Common mistakes I see in practice

  • Undercapitalizing entities. An LLC without adequate capital invites veil-piercing claims.
  • Naming wrong insureds or omitting entities from policies. Coverage gaps are common and often avoidable.
  • Using boilerplate contracts. Poorly drafted indemnities can be unenforceable or create unintended liabilities.
  • Neglecting maintenance. Entity filings, insurance renewals, and contracts change—failure to update can invalidate protections.

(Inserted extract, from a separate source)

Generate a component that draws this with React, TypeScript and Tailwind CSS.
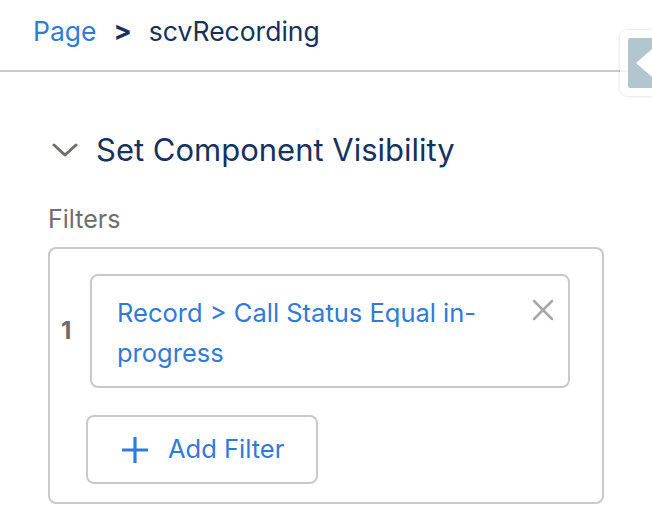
import React from 'react';

const PanelTab: React.FC = () => (
  <div className="absolute left-[620px] top-[30px] w-[40px] h-[66px] rounded-[8px] bg-white/80 shadow-[0_0_3px_rgba(0,0,0,0.18)] p-[8px] pr-0">
    <div className="w-full h-full bg-[#a9c0ca]/90 rounded-l-[2px] flex items-center pl-[8px]">
      <svg width="16" height="28" viewBox="0 0 16 28">
        <path d="M0 14 L16 0 L16 28 Z" fill="#ffffff" />
      </svg>
    </div>
  </div>
);

const App: React.FC = () => {
  return (
    <div className="relative w-[652px] h-[530px] bg-white overflow-hidden font-['Inter',sans-serif]">
      {/* Breadcrumb */}
      <div className="h-[72px] border-b-2 border-[#c9c9c9] flex items-start pt-[13px] pl-[33px] text-[26.5px] leading-[36px]">
        <span className="text-[#2f7bd6]">Page</span>
        <span className="mx-[17px] font-bold text-[#16325c] text-[27px]">&gt;</span>
        <span className="text-[#16325c]">scvRecording</span>
      </div>

      <PanelTab />

      <div className="pl-[48px] pr-[48px]">
        {/* Section header */}
        <div className="flex items-center h-[40px] mt-[58px]">
          <svg width="26" height="16" viewBox="0 0 26 16" className="ml-[4px]">
            <path d="M2 3 L13 13 L24 3" fill="none" stroke="#706e6b" strokeWidth="3" strokeLinecap="round" strokeLinejoin="round" />
          </svg>
          <h2 className="ml-[18px] text-[31px] text-[#16325c] leading-[40px]">Set Component Visibility</h2>
        </div>

        {/* Filters */}
        <div className="mt-[34px] text-[25px] leading-[30px] text-[#706e6b]">Filters</div>

        <div className="mt-[13px] w-[556px] h-[257px] border-2 border-[#c9c9c9] rounded-[8px] pt-[25px]">
          <div className="flex items-center">
            <span className="w-[40px] pl-[11px] text-[24px] font-bold text-[#6b6b6b]">1</span>
            <div className="w-[480px] h-[114px] border-2 border-[#c9c9c9] rounded-[8px] flex items-start pt-[17px] pl-[25px] pr-[14px]">
              <p className="flex-1 text-[25.5px] leading-[40px] text-[#2f7bd6]">
                Record &gt; Call Status Equal in-
                <br />
                progress
              </p>
              <svg width="22" height="22" viewBox="0 0 22 22" className="mt-[6px] ml-[8px]">
                <path d="M2 2 L20 20 M20 2 L2 20" stroke="#a8a8a8" strokeWidth="2.5" strokeLinecap="round" />
              </svg>
            </div>
          </div>

          <button className="ml-[36px] mt-[27px] w-[232px] h-[69px] border-2 border-[#c9c9c9] rounded-[8px] flex items-center pl-[33px] bg-white">
            <svg width="28" height="28" viewBox="0 0 28 28">
              <path d="M14 1 L14 27 M1 14 L27 14" stroke="#2f7bd6" strokeWidth="3.2" />
            </svg>
            <span className="ml-[19px] text-[25.5px] text-[#2f7bd6]">Add Filter</span>
          </button>
        </div>
      </div>
    </div>
  );
};

export default App;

Cost, complexity, and when not to use it

Layering adds cost: entity formation fees, annual filings, insurance premiums, and legal drafting fees. For very small, low-risk holdings, expensive layering may not be cost-effective. A focused single-entity plus sufficient insurance is sometimes appropriate for low-exposure situations.

Implementation checklist

  • Conduct an asset-and-exposure inventory.
  • Decide which assets need isolation (title and ownership changes as necessary).
  • Form and fund entities properly; obtain EINs and separate bank accounts.
  • Buy appropriately named insurance with sufficient limits; consider umbrella coverage.
  • Update contracts (vendor, customer, tenant) to include indemnities and limits of liability.
  • Maintain records and formalities (minutes, operating agreements, annual statements).

Where to learn more and related resources

Authoritative sources consulted:

Professional disclaimer

This article is educational and general in nature. It does not constitute legal, tax, or insurance advice for your specific situation. In my practice I recommend you consult an attorney, CPA, and insurance broker before implementing a layered asset shielding plan—particularly when transfers or entity changes involve potential creditor claims.

Quick FAQs

  • Can I hide assets to avoid creditors? No: hiding assets or making transfers intended to defeat creditors can be reversed by courts.
  • Will an umbrella policy cover everything? No: umbrellas extend coverage above underlying policies but follow the underlying policy’s terms and exclusions.
  • Do I need separate LLCs for each property? Not always; the decision depends on risk, cost, state law, and financing requirements.

Layered asset shielding is a practical, flexible approach when used ethically and maintained properly. With the right mix of entities, insurance, and contracts—and ongoing attention—you can materially reduce the risk that a single claim destroys hard-earned wealth.